Have I witnessed either of these firsthand? Of course not. But I understand the universal human experiences of pain, grief, and loss. And I can imagine those feelings in others almost as vividly as if I were facing them myself.

I regret, for my students’ sake, that they’d put such walls between themselves and other parts the country in which they’d currently lived. And I hope that with age (they’d be in their early twenties now) they’ve all gained more of an ability to step outside their own narrow experiences.

Ever since that fifth anniversary of 9/11, I have not asked subsequent classes to write about the tragedy. Since the students of each passing year were only getting younger and younger, I mostly avoided the topic entirely. Now, however, as the tenth anniversary approaches, I’m working up my courage to attempt this activity again.

My students now are mostly from New Jersey, but they were no more than four or five on that morning when the first plane struck the north tower. I think I’ll begin by asking them to verbally recall even their dimmest memories from that day. For those that have none, I’ll ask them to try to put themselves in the place of an eyewitness, and to empathize with those who saw their world collapse that day.

Thursday: “Nonstory” by Aida Silver

Writer and educator Sara Goas is a graduate of Lycoming College, and she specializes in creating content for the web. Her site has more examples of her work.

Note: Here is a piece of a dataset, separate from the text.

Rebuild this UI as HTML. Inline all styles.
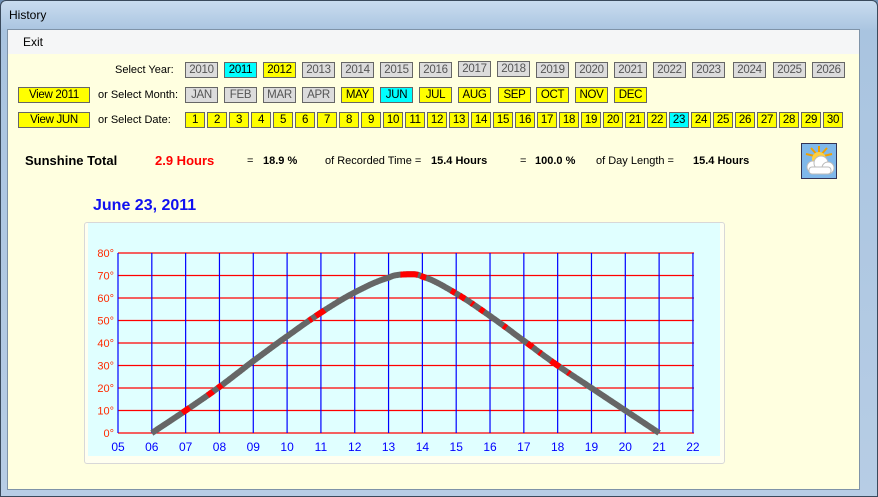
<!DOCTYPE html>
<html><head><meta charset="utf-8"><style>
*{margin:0;padding:0;box-sizing:border-box}
body{width:878px;height:497px;overflow:hidden;font-family:"Liberation Sans",sans-serif;background:#6e8fb3;position:relative}
.frame{position:absolute;left:0;top:0;width:878px;height:497px;background:linear-gradient(#c9dcef,#a9c4e0 30px,#b7cde5);border-radius:6px 6px 0 0;border:1px solid #3a4a5c}
.title{position:absolute;left:8px;top:7px;font-size:12px;color:#000}
.client{position:absolute;left:7px;top:29px;width:853px;height:461px;background:#ffffe0;border:1px solid #7f93a8}
.menu{position:absolute;left:0;top:0;width:100%;height:24px;background:#f5f6f7;font-size:12px}
.menu span{position:absolute;left:15px;top:5px}
.b{position:absolute;height:16px;border:1px solid #666;font-size:11.5px;text-align:center;line-height:14px;color:#000;background:#ffff00;letter-spacing:-0.3px}
.g{background:#dcdcdc;color:#555}
.c{background:#00ffff}
.lbl{position:absolute;font-size:11px;color:#000}
.s{position:absolute;font-size:11px;top:155px;font-weight:bold}
</style></head><body>
<div class="frame"><div class="title">History</div></div>
<div class="client">
<div class="menu"><span>Exit</span></div>
</div>
<div class="lbl" style="left:115px;top:64px">Select Year:</div>
<div class="lbl" style="left:98px;top:89px">or Select Month:</div>
<div class="lbl" style="left:98px;top:114px">or Select Date:</div>
<div class="b" style="left:18px;top:87px;width:72px">View 2011</div>
<div class="b" style="left:18px;top:112px;width:72px">View JUN</div>

<div class="b g" style="left:185px;top:62px;width:33px">2010</div>
<div class="b c" style="left:224px;top:62px;width:33px">2011</div>
<div class="b" style="left:263px;top:62px;width:33px">2012</div>
<div class="b g" style="left:302px;top:62px;width:33px">2013</div>
<div class="b g" style="left:341px;top:62px;width:33px">2014</div>
<div class="b g" style="left:380px;top:62px;width:33px">2015</div>
<div class="b g" style="left:419px;top:62px;width:33px">2016</div>
<div class="b g" style="left:458px;top:61px;width:33px">2017</div>
<div class="b g" style="left:497px;top:61px;width:33px">2018</div>
<div class="b g" style="left:536px;top:62px;width:33px">2019</div>
<div class="b g" style="left:575px;top:62px;width:33px">2020</div>
<div class="b g" style="left:614px;top:62px;width:33px">2021</div>
<div class="b g" style="left:653px;top:62px;width:33px">2022</div>
<div class="b g" style="left:692px;top:62px;width:33px">2023</div>
<div class="b g" style="left:733px;top:62px;width:33px">2024</div>
<div class="b g" style="left:773px;top:62px;width:33px">2025</div>
<div class="b g" style="left:812px;top:62px;width:33px">2026</div>

<div class="b g" style="left:185px;top:87px;width:33px">JAN</div>
<div class="b g" style="left:224px;top:87px;width:33px">FEB</div>
<div class="b g" style="left:263px;top:87px;width:33px">MAR</div>
<div class="b g" style="left:302px;top:87px;width:33px">APR</div>
<div class="b" style="left:341px;top:87px;width:33px">MAY</div>
<div class="b c" style="left:380px;top:87px;width:33px">JUN</div>
<div class="b" style="left:419px;top:87px;width:33px">JUL</div>
<div class="b" style="left:458px;top:87px;width:33px">AUG</div>
<div class="b" style="left:498px;top:87px;width:33px">SEP</div>
<div class="b" style="left:536px;top:87px;width:33px">OCT</div>
<div class="b" style="left:575px;top:87px;width:33px">NOV</div>
<div class="b" style="left:614px;top:87px;width:33px">DEC</div>

<div id="dates"></div>

<div class="s" style="left:25px;font-size:13px;top:153px">Sunshine Total</div>
<div class="s" style="left:155px;font-size:13px;top:153px;color:#f00">2.9 Hours</div>
<div class="s" style="left:247px;font-weight:normal">=</div>
<div class="s" style="left:263px">18.9 %</div>
<div class="s" style="left:325px;font-weight:normal">of Recorded Time =</div>
<div class="s" style="left:431px">15.4 Hours</div>
<div class="s" style="left:520px;font-weight:normal">=</div>
<div class="s" style="left:535px">100.0 %</div>
<div class="s" style="left:596px;font-weight:normal">of Day Length =</div>
<div class="s" style="left:693px">15.4 Hours</div>
<svg style="position:absolute;left:801px;top:143px" width="36" height="36">
<rect x="0.5" y="0.5" width="35" height="35" fill="#7fb8ea" stroke="#335"/>
<g stroke="#f0a000" stroke-width="2"><line x1="18" y1="14" x2="18" y2="3"/><line x1="18" y1="14" x2="26" y2="5"/><line x1="18" y1="14" x2="31" y2="11"/><line x1="18" y1="14" x2="10" y2="5"/><line x1="18" y1="14" x2="5" y2="11"/></g>
<circle cx="18" cy="16" r="7" fill="#ffd040"/>
<g fill="#fff" stroke="#bbb"><circle cx="12" cy="24" r="6"/><circle cx="20" cy="20" r="7"/><circle cx="27" cy="25" r="6"/><rect x="8" y="24" width="22" height="7" rx="3"/></g>
</svg>
<div style="position:absolute;left:93px;top:197px;font-size:16px;font-weight:bold;color:#1010f0">June 23, 2011</div>

<div style="position:absolute;left:84px;top:222px;width:641px;height:242px;border:1px solid #d8d8d8;background:#fffff0;border-radius:3px"></div>
<div style="position:absolute;left:88px;top:223px;width:632px;height:233px;background:#e0ffff"></div>
<svg id="ch" style="position:absolute;left:0;top:0" width="878" height="497"></svg>
<script>
var d='';for(var i=1;i<=30;i++){d+='<div class="b'+(i==23?' c':'')+'" style="left:'+(185+(i-1)*22)+'px;top:112px;width:20px">'+i+'</div>';}
document.getElementById('dates').innerHTML=d;
var s='';var X=function(h){return 118+(h-5)*33.82};var Y=function(a){return 433-a*2.25};
for(var a=0;a<=80;a+=10){s+='<line x1="118" x2="694" y1="'+Y(a)+'" y2="'+Y(a)+'" stroke="#f00" stroke-width="1.2"/>';s+='<text x="114" y="'+(Y(a)+4)+'" font-size="11" fill="#ff2a00" text-anchor="end" font-family="Liberation Sans">'+a+'°</text>';}
for(var h=5;h<=22;h++){s+='<line y1="253" y2="433" x1="'+X(h)+'" x2="'+X(h)+'" stroke="#00f" stroke-width="1.2"/>';s+='<text x="'+X(h)+'" y="451" font-size="12" fill="#00f" text-anchor="middle" font-family="Liberation Sans">'+(h<10?'0'+h:h)+'</text>';}
var pts=[[5,-10],[6,0],[7,10],[8,20.5],[9,32],[10,43],[11,53.5],[12,62.5],[13,69],[13.5,70.5],[14,69.5],[15,62],[16,52],[17,41],[18,30],[19,20],[20,10],[21,0],[22,-10]];
function alt(h){for(var i=1;i<pts.length-2;i++){if(h<=pts[i+1][0]){var p0=pts[i-1],p1=pts[i],p2=pts[i+1],p3=pts[i+2];var t=(h-p1[0])/(p2[0]-p1[0]);var t2=t*t,t3=t2*t;return 0.5*((2*p1[1])+(-p0[1]+p2[1])*t+(2*p0[1]-5*p1[1]+4*p2[1]-p3[1])*t2+(-p0[1]+3*p1[1]-3*p2[1]+p3[1])*t3);}}return 0;}
function seg(a,b){var r=[];for(var h=a;h<=b+1e-9;h+=0.02){r.push(X(h).toFixed(1)+','+Y(alt(h)).toFixed(1));}return r.join(' ');}
s+='<polyline points="'+seg(6,21)+'" fill="none" stroke="#666" stroke-width="6" stroke-linejoin="round"/>';
var red=[[6.9,7.1],[7.65,7.8],[7.95,8.05],[10.65,10.72],[10.85,11.1],[13.35,13.85],[13.95,14.1],[14.85,14.95],[15.1,15.25],[15.45,15.5],[15.7,15.8],[16.4,16.47],[17.1,17.25],[17.45,17.5],[17.8,18.05],[18.3,18.35]];
red.forEach(function(r){s+='<polyline points="'+seg(r[0],r[1]+0.02)+'" fill="none" stroke="#f00" stroke-width="6"/>';});
document.getElementById('ch').innerHTML=s;
</script>
</body></html>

5 thoughts on “Remembering 9/11…Even if You Don’t Remember It

  1. I wonder if a classroom exercise could be worked out of the fact that the idea of trying to remember 9/11 is offensive to them. Why is 9/11 not important to you? What is more important to you than 9/11? Write about what you think when people make a big deal about 9/11 while ignoring X that’s what you care about? (I’m not sure that would work, but anything that provokes that much emotion is a topic that students would want to talk about, I suspect — even if it’s against the prevailing narrative.)